Cloud computing has become the backbone of modern software infrastructure. Organizations now build, deploy, and scale applications using cloud platforms instead of maintaining on-premise systems, benefiting from faster delivery cycles, managed services, and access to advanced capabilities.

However, this convenience introduces an important architectural risk: vendor lock-in.

Vendor lock-in in cloud computing occurs when an organization becomes highly dependent on a single cloud provider’s ecosystem—making it difficult, costly, or impractical to switch to another provider. This dependency can develop across multiple layers, including technology, operations, and cost structures.

At the technical level, applications often rely on tightly integrated, provider-specific services such as proprietary databases, messaging systems, serverless platforms, machine learning tools, and monitoring solutions. While these services accelerate development, they also create coupling with the provider’s architecture. Migrating away typically requires significant refactoring or redesign.

Operationally, teams build workflows around a specific cloud environment. Deployment pipelines, infrastructure-as-code templates, and automatin scripts are often tailored to one provider, increasing the effort required to transition elsewhere.

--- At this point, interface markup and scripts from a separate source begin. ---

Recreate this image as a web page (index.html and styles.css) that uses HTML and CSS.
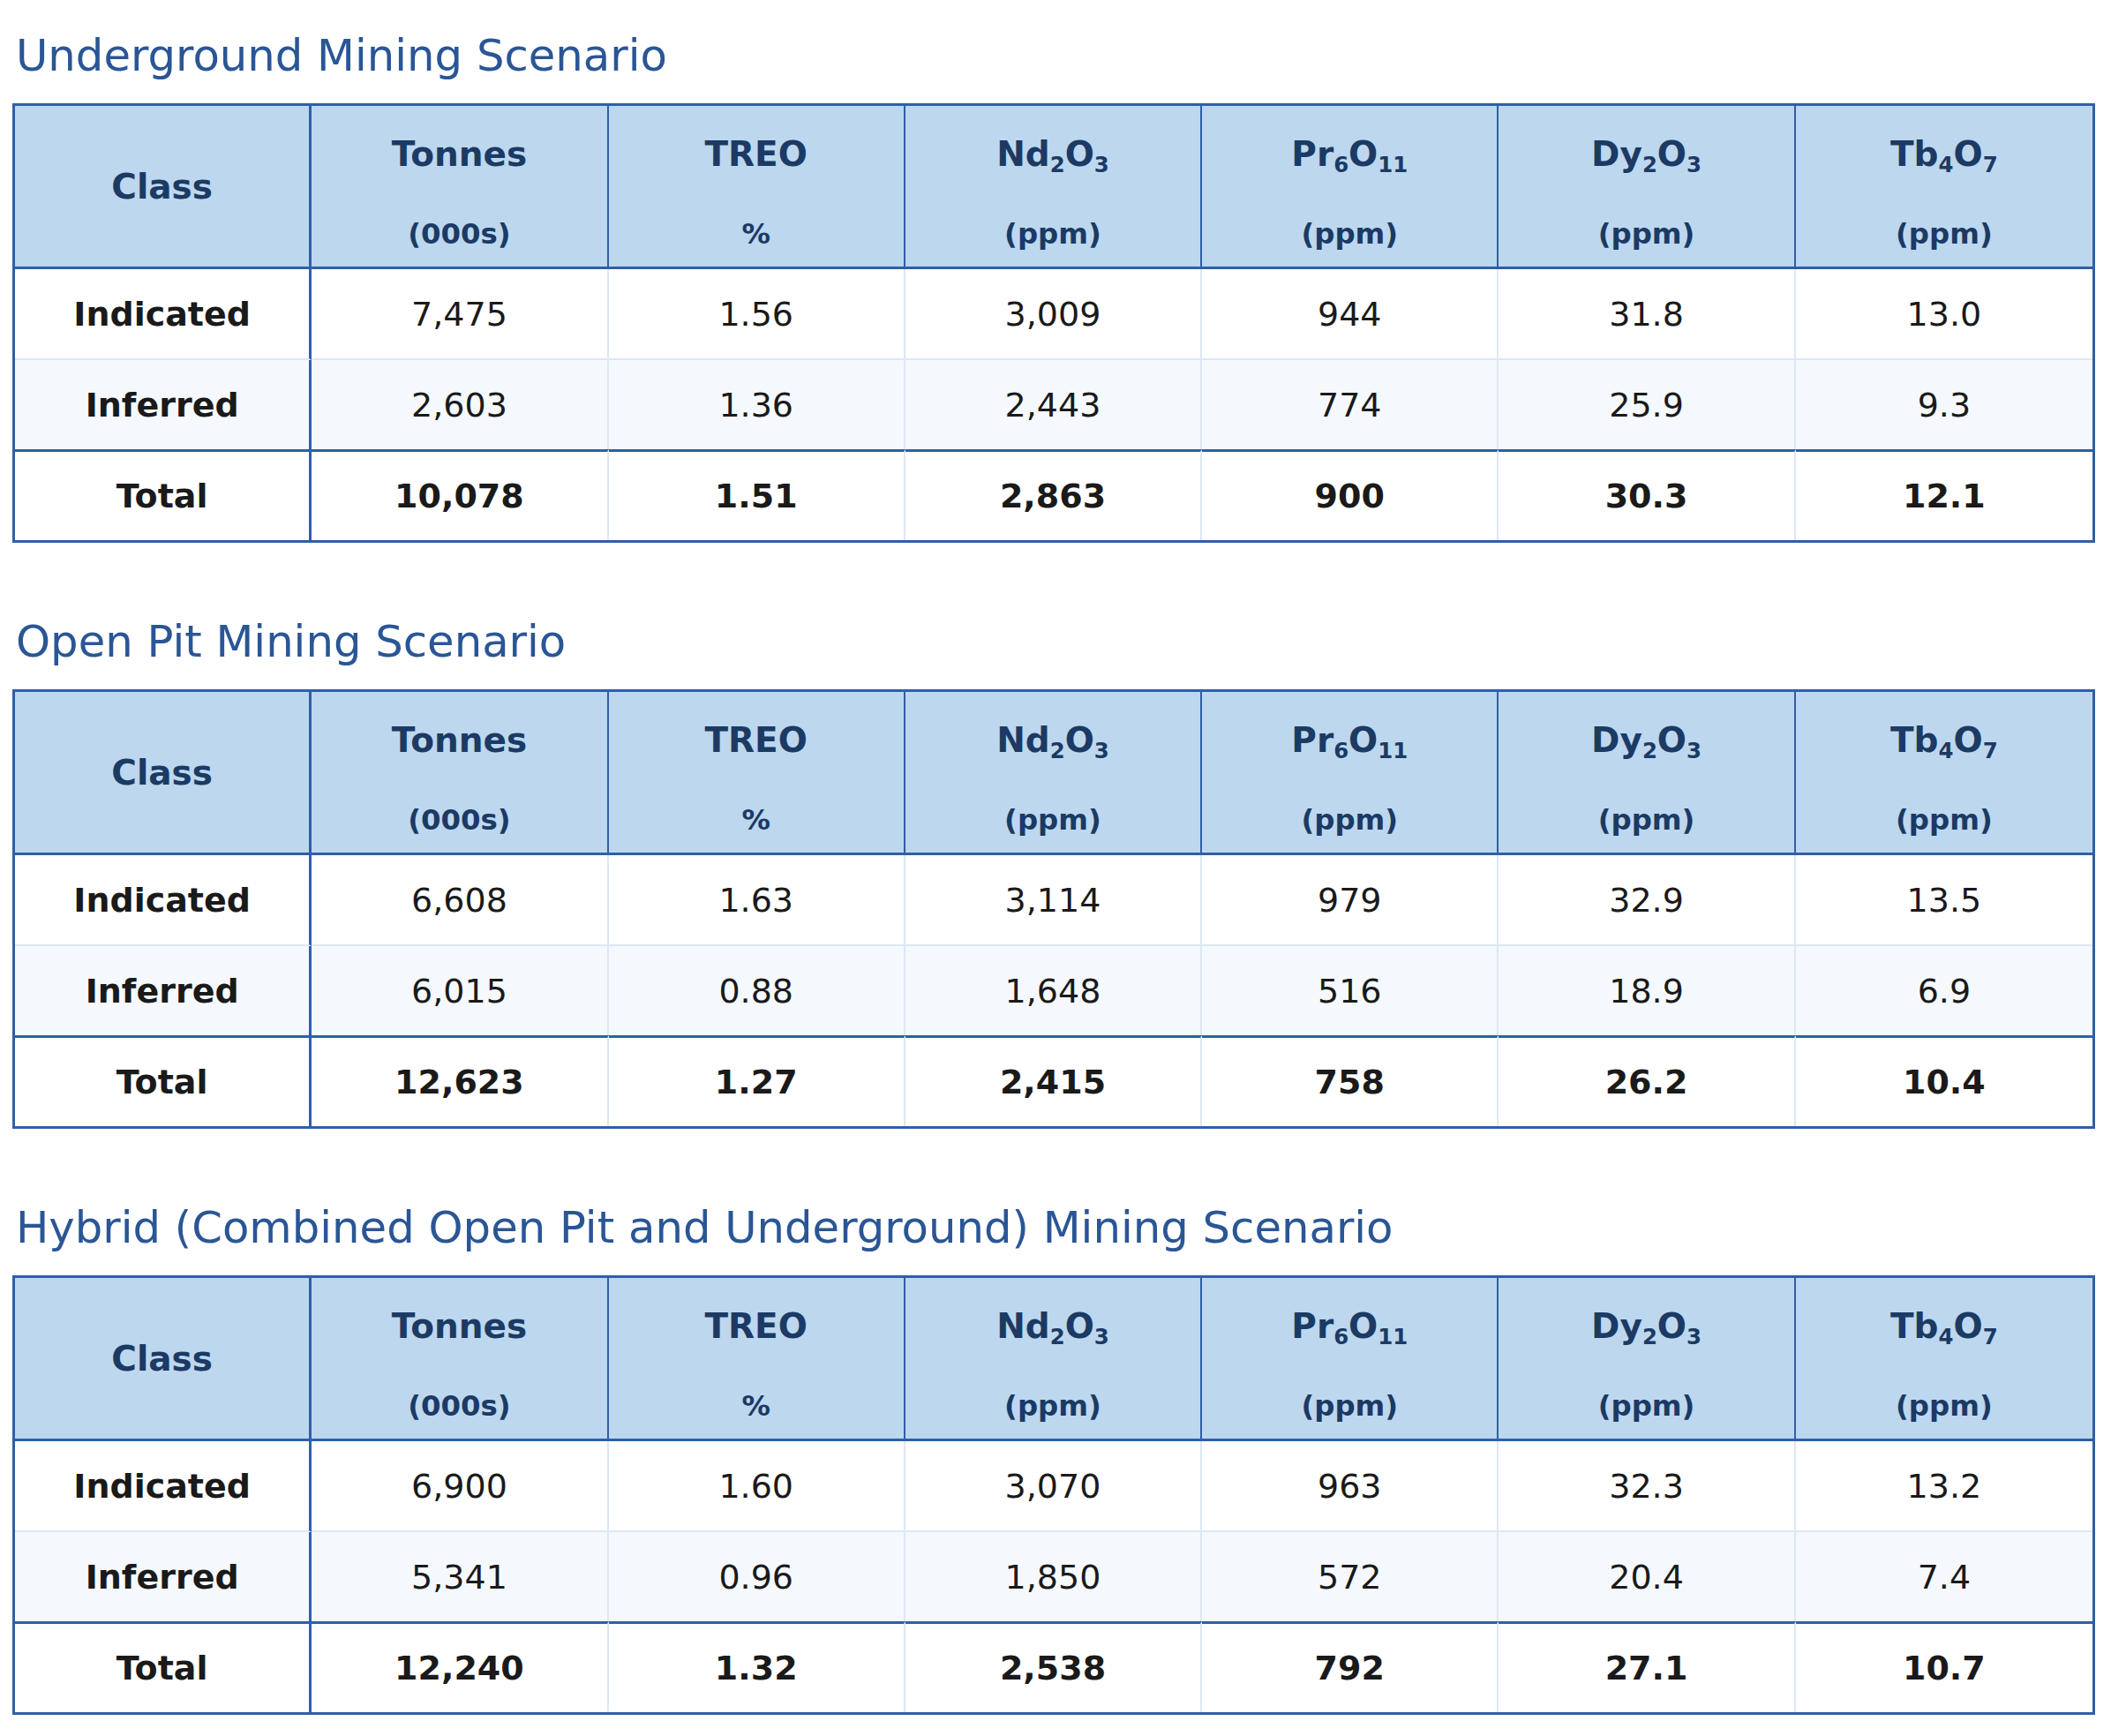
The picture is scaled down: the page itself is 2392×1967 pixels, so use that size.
FILE: index.html
```html
<!DOCTYPE html>
<html lang="en">
<head>
<meta charset="utf-8">
<title>Mining Scenarios</title>
<link rel="stylesheet" href="styles.css">
</head>
<body>
<div class="page">

<section class="section">
<h2 class="title">Underground Mining Scenario</h2>
<table class="grid">
<thead>
<tr class="head-row">
<th class="c-class">Class</th>
<th><div class="lbl">Tonnes</div><div class="unit">(000s)</div></th>
<th><div class="lbl">TREO</div><div class="unit">%</div></th>
<th><div class="lbl">Nd<sub>2</sub>O<sub>3</sub></div><div class="unit">(ppm)</div></th>
<th><div class="lbl">Pr<sub>6</sub>O<sub>11</sub></div><div class="unit">(ppm)</div></th>
<th><div class="lbl">Dy<sub>2</sub>O<sub>3</sub></div><div class="unit">(ppm)</div></th>
<th><div class="lbl">Tb<sub>4</sub>O<sub>7</sub></div><div class="unit">(ppm)</div></th>
</tr>
</thead>
<tbody>
<tr class="r1"><td class="c-class">Indicated</td><td>7,475</td><td>1.56</td><td>3,009</td><td>944</td><td>31.8</td><td>13.0</td></tr>
<tr class="r2"><td class="c-class">Inferred</td><td>2,603</td><td>1.36</td><td>2,443</td><td>774</td><td>25.9</td><td>9.3</td></tr>
<tr class="total"><td class="c-class">Total</td><td>10,078</td><td>1.51</td><td>2,863</td><td>900</td><td>30.3</td><td>12.1</td></tr>
</tbody>
</table>
</section>

<section class="section">
<h2 class="title">Open Pit Mining Scenario</h2>
<table class="grid">
<thead>
<tr class="head-row">
<th class="c-class">Class</th>
<th><div class="lbl">Tonnes</div><div class="unit">(000s)</div></th>
<th><div class="lbl">TREO</div><div class="unit">%</div></th>
<th><div class="lbl">Nd<sub>2</sub>O<sub>3</sub></div><div class="unit">(ppm)</div></th>
<th><div class="lbl">Pr<sub>6</sub>O<sub>11</sub></div><div class="unit">(ppm)</div></th>
<th><div class="lbl">Dy<sub>2</sub>O<sub>3</sub></div><div class="unit">(ppm)</div></th>
<th><div class="lbl">Tb<sub>4</sub>O<sub>7</sub></div><div class="unit">(ppm)</div></th>
</tr>
</thead>
<tbody>
<tr class="r1"><td class="c-class">Indicated</td><td>6,608</td><td>1.63</td><td>3,114</td><td>979</td><td>32.9</td><td>13.5</td></tr>
<tr class="r2"><td class="c-class">Inferred</td><td>6,015</td><td>0.88</td><td>1,648</td><td>516</td><td>18.9</td><td>6.9</td></tr>
<tr class="total"><td class="c-class">Total</td><td>12,623</td><td>1.27</td><td>2,415</td><td>758</td><td>26.2</td><td>10.4</td></tr>
</tbody>
</table>
</section>

<section class="section">
<h2 class="title">Hybrid (Combined Open Pit and Underground) Mining Scenario</h2>
<table class="grid">
<thead>
<tr class="head-row">
<th class="c-class">Class</th>
<th><div class="lbl">Tonnes</div><div class="unit">(000s)</div></th>
<th><div class="lbl">TREO</div><div class="unit">%</div></th>
<th><div class="lbl">Nd<sub>2</sub>O<sub>3</sub></div><div class="unit">(ppm)</div></th>
<th><div class="lbl">Pr<sub>6</sub>O<sub>11</sub></div><div class="unit">(ppm)</div></th>
<th><div class="lbl">Dy<sub>2</sub>O<sub>3</sub></div><div class="unit">(ppm)</div></th>
<th><div class="lbl">Tb<sub>4</sub>O<sub>7</sub></div><div class="unit">(ppm)</div></th>
</tr>
</thead>
<tbody>
<tr class="r1"><td class="c-class">Indicated</td><td>6,900</td><td>1.60</td><td>3,070</td><td>963</td><td>32.3</td><td>13.2</td></tr>
<tr class="r2"><td class="c-class">Inferred</td><td>5,341</td><td>0.96</td><td>1,850</td><td>572</td><td>20.4</td><td>7.4</td></tr>
<tr class="total"><td class="c-class">Total</td><td>12,240</td><td>1.32</td><td>2,538</td><td>792</td><td>27.1</td><td>10.7</td></tr>
</tbody>
</table>
</section>

</div>
</body>
</html>
```

FILE: styles.css
```css
* {
  box-sizing: border-box;
}

html,
body {
  margin: 0;
  padding: 0;
  background: #ffffff;
}

body {
  font-family: "DejaVu Sans", "Liberation Sans", sans-serif;
  color: #1a1a1a;
}

.page {
  padding: 34px 18px 18px 14px;
}

.section {
  margin-bottom: 83px;
}

.section:last-child {
  margin-bottom: 0;
}

.title {
  margin: 0 0 25px;
  padding-left: 4px;
  font-size: 49.7px;
  line-height: 58px;
  font-weight: normal;
  color: #2a5696;
}

.grid {
  width: 100%;
  table-layout: fixed;
  border-collapse: separate;
  border-spacing: 0;
  border: 3px solid #2f5fa7;
}

.grid th,
.grid td {
  padding: 0;
  text-align: center;
}

.head-row {
  height: 185px;
}

.grid th {
  background: #bdd7ee;
  color: #1b3a64;
  font-weight: bold;
  font-size: 39px;
  vertical-align: top;
  border-bottom: 3px solid #2f5fa7;
  border-right: 2px solid #2f5fa7;
}

.grid th.c-class {
  vertical-align: middle;
  line-height: 45px;
  border-right: 3px solid #2f5fa7;
}

.grid th:last-child {
  border-right: none;
}

.lbl {
  margin-top: 32px;
  font-size: 39px;
  line-height: 45px;
  white-space: nowrap;
}

.lbl sub {
  font-size: 24.4px;
  line-height: 0;
  vertical-align: -6.8px;
}

.unit {
  margin-top: 49.9px;
  font-size: 32.4px;
  line-height: 37.8px;
}

.grid td {
  font-size: 38px;
  vertical-align: middle;
  color: #1a1a1a;
  border-right: 2px solid #dce8f4;
}

.grid td:last-child {
  border-right: none;
}

.grid td.c-class {
  font-weight: bold;
  border-right: 3px solid #2f5fa7;
}

.r1 {
  height: 103px;
}

.r1 td {
  border-bottom: 2px solid #dce8f4;
}

.r2 {
  height: 101px;
}

.r2 td {
  background: #f5f9fd;
}

.total {
  height: 103px;
}

.total td {
  font-weight: bold;
  border-top: 3px solid #2f5fa7;
}
```
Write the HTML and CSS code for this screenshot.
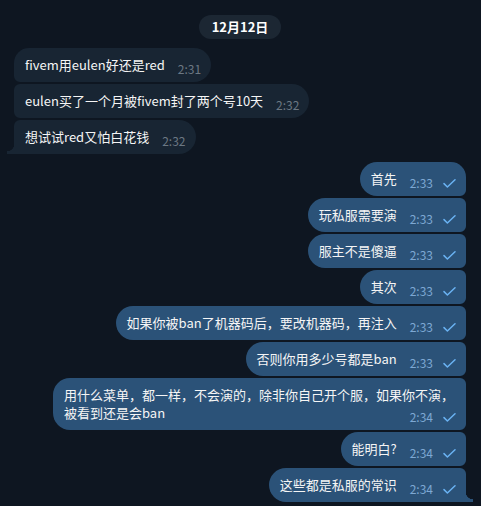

Financial factors further reinforce lock-in. Data egress fees, migration costs, and the engineering effort needed to re-architect systems can make switching providers expensive enough to discourage change.

As a result, vendor lock-in reduces flexibility. Organizations may want to move to another provider for cost optimization, regulatory requirements, geographic expansion, or access to better services—but strong dependency on a single platform creates a barrier.

Understanding vendor lock-in early allows teams to make better architectural decisions and maintain long-term control over their cloud strategy.

This article explains what vendor lock-in means in cloud computing, why it happens, and how organizations can reduce or avoid it through thoughtful architecture and planning.

The Growing Dependence on Cloud Platforms

Organizations across industries rely on cloud providers to run business-critical systems. Applications that once lived on local servers now operate on infrastructure delivered through the internet. Cloud platforms host databases, analytics engines, machine learning tools, and development environments.

Services from providers such as Amazon Web Services, Microsoft Azure, and Google Cloud offer extensive capabilities that simplify infrastructure management. Developers can deploy applications in minutes. Teams can store large datasets and analyze them with built-in tools. Many companies use managed services for databases, messaging systems, authentication, and monitoring.

A startup launching a new product may deploy its entire application stack on one cloud platform. Large enterprises often migrate legacy systems to cloud infrastructure to reduce hardware management responsibilities.

These platforms provide powerful ecosystems that accelerate development. Yet reliance on one provider can gradually create constraints.

For example, a company might build applications using a provider’s proprietary serverless platform, its native database engine, and its monitoring tools. Over time, these components become tightly connected. Migrating to another provider then requires significant redesign.

This situation is known as vendor lock-in. The rest of this article explores what vendor lock-in means, why it happens, and strategies organizations use to avoid or reduce it.

Vendor lock-in rarely occurs suddenly. It develops gradually as organizations adopt services that simplify development or operations. Several common factors contribute to this situation.

Use of Proprietary Cloud Services

Many cloud platforms offer services that exist only within their ecosystem. Examples include proprietary database engines, event processing frameworks, and serverless runtimes.

These tools can improve development speed because they remove infrastructure management tasks. Engineers can focus on application logic instead of maintaining servers.

The challenge appears later. Applications written around provider-specific services cannot easily run elsewhere. Migrating them often requires replacing those services with alternatives supported by other platforms.

Deep Integration With Platform Ecosystems

Cloud providers design their ecosystems to integrate closely with each other. Identity systems connect with monitoring services, networking tools integrate with compute platforms, and storage systems integrate with analytics engines.

This integration improves operational efficiency. Teams can build complete systems without assembling many independent components.

However, the deeper an application integrates with one ecosystem, the harder it becomes to detach from it.

Data Migration Challenges

Data represents one of the most significant barriers to switching cloud providers.

Large organizations store petabytes of information in cloud storage systems or managed databases. Moving this data to another platform can require significant time and network bandwidth.

Cloud providers sometimes charge data egress fees when information leaves their infrastructure. These costs can grow quickly for large datasets.

Migration complexity increases when data formats or storage structures depend on provider-specific features.

Operational and Infrastructure Dependencies

Infrastructure configuration often becomes tied to a provider’s environment. Teams write infrastructure automation scripts, networking rules, and deployment pipelines based on the platform’s architecture.

For instance, a company may rely on a provider’s identity management system, network security policies, or monitoring framework. Rebuilding these systems on another platform requires additional engineering effort.

Operational familiarity also contributes to lock-in. Teams develop expertise with specific tools and workflows associated with one provider.